**Information shown:**
>>

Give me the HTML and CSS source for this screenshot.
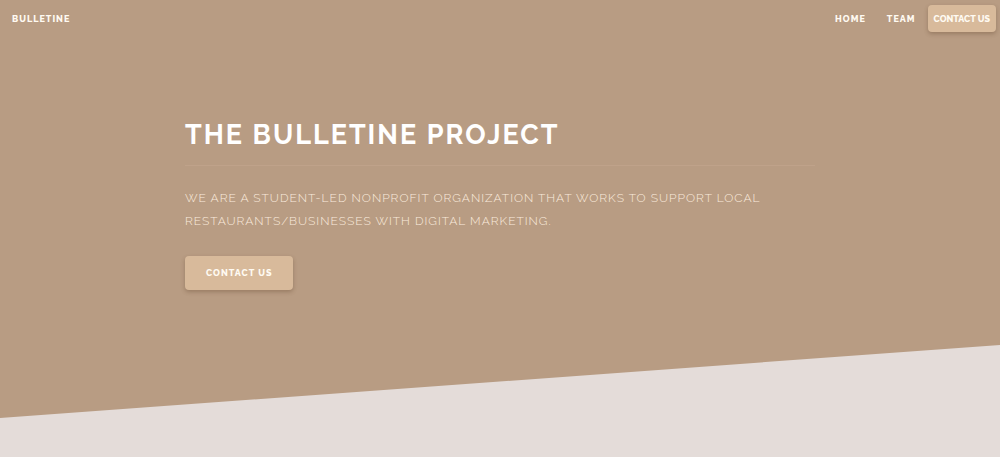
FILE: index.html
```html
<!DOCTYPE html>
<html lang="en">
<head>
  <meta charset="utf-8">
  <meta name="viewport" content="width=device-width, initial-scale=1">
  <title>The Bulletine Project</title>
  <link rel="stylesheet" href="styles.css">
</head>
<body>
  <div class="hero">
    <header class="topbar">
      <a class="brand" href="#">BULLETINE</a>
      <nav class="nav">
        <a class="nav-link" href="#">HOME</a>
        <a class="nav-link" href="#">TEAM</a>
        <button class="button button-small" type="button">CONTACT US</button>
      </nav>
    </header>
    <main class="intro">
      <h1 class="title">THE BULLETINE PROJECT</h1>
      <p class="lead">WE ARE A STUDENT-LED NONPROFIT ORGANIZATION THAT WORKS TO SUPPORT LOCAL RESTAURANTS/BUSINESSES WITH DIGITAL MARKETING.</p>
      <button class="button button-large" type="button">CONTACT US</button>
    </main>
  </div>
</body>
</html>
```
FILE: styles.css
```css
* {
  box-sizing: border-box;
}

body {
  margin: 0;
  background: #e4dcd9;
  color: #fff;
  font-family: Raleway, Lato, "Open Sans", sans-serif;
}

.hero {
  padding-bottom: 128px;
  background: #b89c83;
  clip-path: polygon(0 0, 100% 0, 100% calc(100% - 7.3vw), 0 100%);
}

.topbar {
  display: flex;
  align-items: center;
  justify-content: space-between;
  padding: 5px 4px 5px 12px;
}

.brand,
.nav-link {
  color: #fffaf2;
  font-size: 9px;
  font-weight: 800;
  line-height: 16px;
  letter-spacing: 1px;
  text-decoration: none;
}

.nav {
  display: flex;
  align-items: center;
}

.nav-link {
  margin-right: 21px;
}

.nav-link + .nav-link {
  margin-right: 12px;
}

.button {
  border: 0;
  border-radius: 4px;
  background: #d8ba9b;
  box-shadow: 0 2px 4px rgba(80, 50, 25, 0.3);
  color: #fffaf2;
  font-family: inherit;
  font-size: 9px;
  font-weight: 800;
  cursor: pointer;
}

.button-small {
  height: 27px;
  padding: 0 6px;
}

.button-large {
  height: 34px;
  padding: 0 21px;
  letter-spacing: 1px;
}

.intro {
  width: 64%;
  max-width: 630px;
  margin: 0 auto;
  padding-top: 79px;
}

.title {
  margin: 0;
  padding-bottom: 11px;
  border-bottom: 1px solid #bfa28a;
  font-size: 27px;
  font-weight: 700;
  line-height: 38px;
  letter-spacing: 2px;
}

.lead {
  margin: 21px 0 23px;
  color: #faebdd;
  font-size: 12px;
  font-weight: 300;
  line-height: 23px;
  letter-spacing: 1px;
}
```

<<

Write out the data precisely as given, excluding the pictures.

Give me the HTML and CSS source for this screenshot.
FILE: index.html
```html
<!DOCTYPE html>
<html lang="en">
<head>
  <meta charset="utf-8">
  <meta name="viewport" content="width=device-width, initial-scale=1">
  <title>The Bulletine Project</title>
  <link rel="stylesheet" href="styles.css">
</head>
<body>
  <div class="hero">
    <header class="topbar">
      <a class="brand" href="#">BULLETINE</a>
      <nav class="nav">
        <a class="nav-link" href="#">HOME</a>
        <a class="nav-link" href="#">TEAM</a>
        <button class="button button-small" type="button">CONTACT US</button>
      </nav>
    </header>
    <main class="intro">
      <h1 class="title">THE BULLETINE PROJECT</h1>
      <p class="lead">WE ARE A STUDENT-LED NONPROFIT ORGANIZATION THAT WORKS TO SUPPORT LOCAL RESTAURANTS/BUSINESSES WITH DIGITAL MARKETING.</p>
      <button class="button button-large" type="button">CONTACT US</button>
    </main>
  </div>
</body>
</html>
```
FILE: styles.css
```css
* {
  box-sizing: border-box;
}

body {
  margin: 0;
  background: #e4dcd9;
  color: #fff;
  font-family: Raleway, Lato, "Open Sans", sans-serif;
}

.hero {
  padding-bottom: 128px;
  background: #b89c83;
  clip-path: polygon(0 0, 100% 0, 100% calc(100% - 7.3vw), 0 100%);
}

.topbar {
  display: flex;
  align-items: center;
  justify-content: space-between;
  padding: 5px 4px 5px 12px;
}

.brand,
.nav-link {
  color: #fffaf2;
  font-size: 9px;
  font-weight: 800;
  line-height: 16px;
  letter-spacing: 1px;
  text-decoration: none;
}

.nav {
  display: flex;
  align-items: center;
}

.nav-link {
  margin-right: 21px;
}

.nav-link + .nav-link {
  margin-right: 12px;
}

.button {
  border: 0;
  border-radius: 4px;
  background: #d8ba9b;
  box-shadow: 0 2px 4px rgba(80, 50, 25, 0.3);
  color: #fffaf2;
  font-family: inherit;
  font-size: 9px;
  font-weight: 800;
  cursor: pointer;
}

.button-small {
  height: 27px;
  padding: 0 6px;
}

.button-large {
  height: 34px;
  padding: 0 21px;
  letter-spacing: 1px;
}

.intro {
  width: 64%;
  max-width: 630px;
  margin: 0 auto;
  padding-top: 79px;
}

.title {
  margin: 0;
  padding-bottom: 11px;
  border-bottom: 1px solid #bfa28a;
  font-size: 27px;
  font-weight: 700;
  line-height: 38px;
  letter-spacing: 2px;
}

.lead {
  margin: 21px 0 23px;
  color: #faebdd;
  font-size: 12px;
  font-weight: 300;
  line-height: 23px;
  letter-spacing: 1px;
}
```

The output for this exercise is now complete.